Saturday, August 9, 2008

All eyes are on China but not all for the same reason.

China is one of the most exiting mission fields of the world, and the church better take notice and perhaps learn a few things. To illustrate my point let me quote a passage from Philip Yancey’s book, “ What’s So Amazing About Grace?” (pgs. 258-259)

Not long ago I had a conversation with an elderly missionary who spent his early life in China. He had been among the 6000 missionaries expelled after the communist took over. As in Russia, the communist strove mightily to destroy the church, which until then had been a showcase of the missionary movement. The government forbade house churches, made it illegal for parents to give religious education to their children, imprisoned and tortured pastors and Bible teachers.

Meanwhile the exiled missionaries sat on the sidelines and wrung their hands. How would the church in China fare without them? Without their seminaries and Bible colleges, their literature and curricula, without even the ability to print Bibles, could the church survive? For 40 years these missionaries heard rumours, some discouraging and some encouraging, about what was happening in China, but no one knew for sure until the country began opening up in the 1980s.

I asked this elderly missionary, now a renowned China expert, what had happened in the intervening 40 years. “Conservatively, I would estimate that there were 750,000 Christians when I left China.

And now? You hear all sorts of numbers, but I think a safe figure would be 35 million believers.” Apparently the church and the Holy Spirit Fared quite well on their own. The church in China now constitutes the second largest evangelical community in the world; only the United States exceeds it.

One China expert estimates that the revival in China represents the greatest numerical increase in the history of the Church. In an odd way the government hostility ultimately worked to the church’s advantage. Chinese Christians devoted themselves to worship and evangelism - the original mission of the Church - and did not much concern themselves with politics. They concentrated on changing lives not changing laws.

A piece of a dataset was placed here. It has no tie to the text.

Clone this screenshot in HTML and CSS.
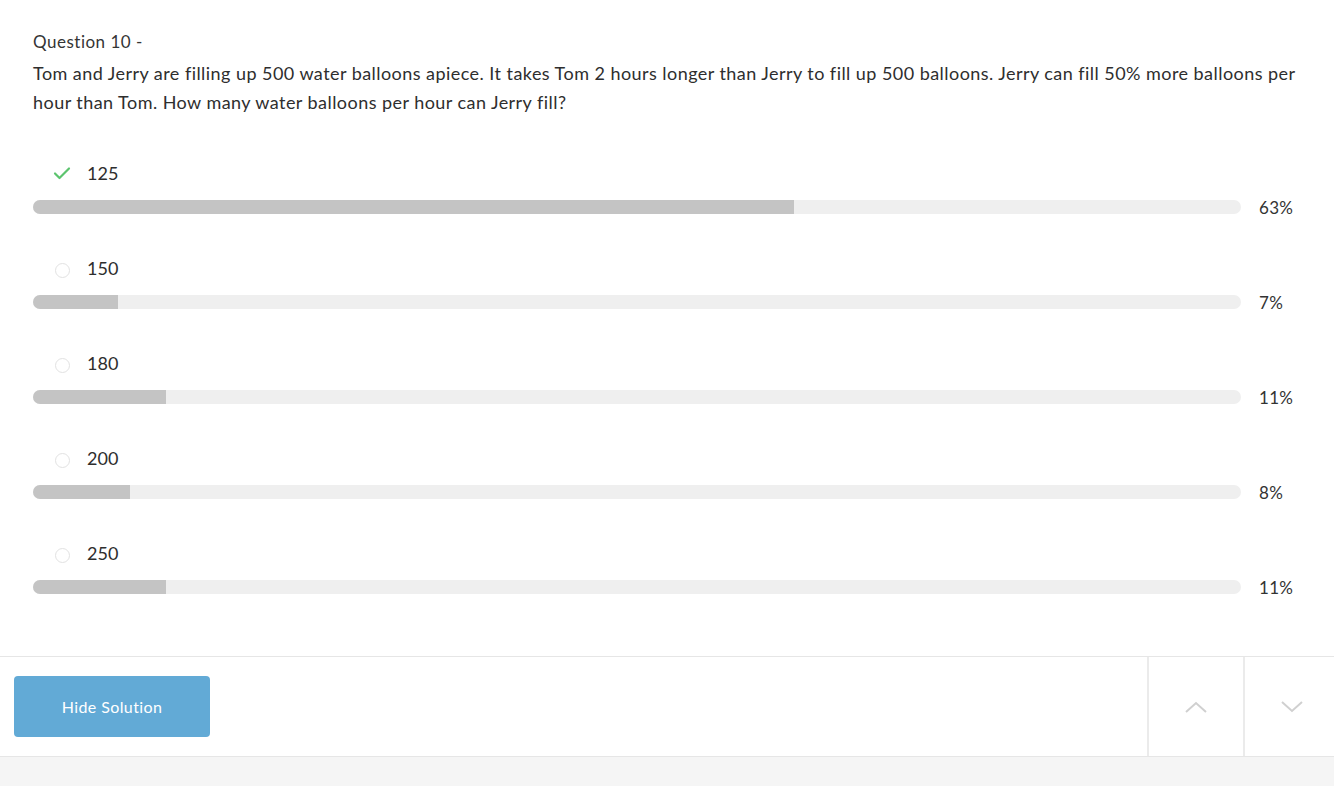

The words of Jesus are still pertinent for this generation; “Therefore go and teach all nations, baptizing them in the name of the Father and of the Son and of the Holy Spirit, teaching them to observe all things, whatever I commanded you. And, behold, I am with you all the days until the end of the world. Amen.“ Mat. 28:19-20

That article, written in 1997 and stating 35 million believers, is updated today to 50 to 70 million believers.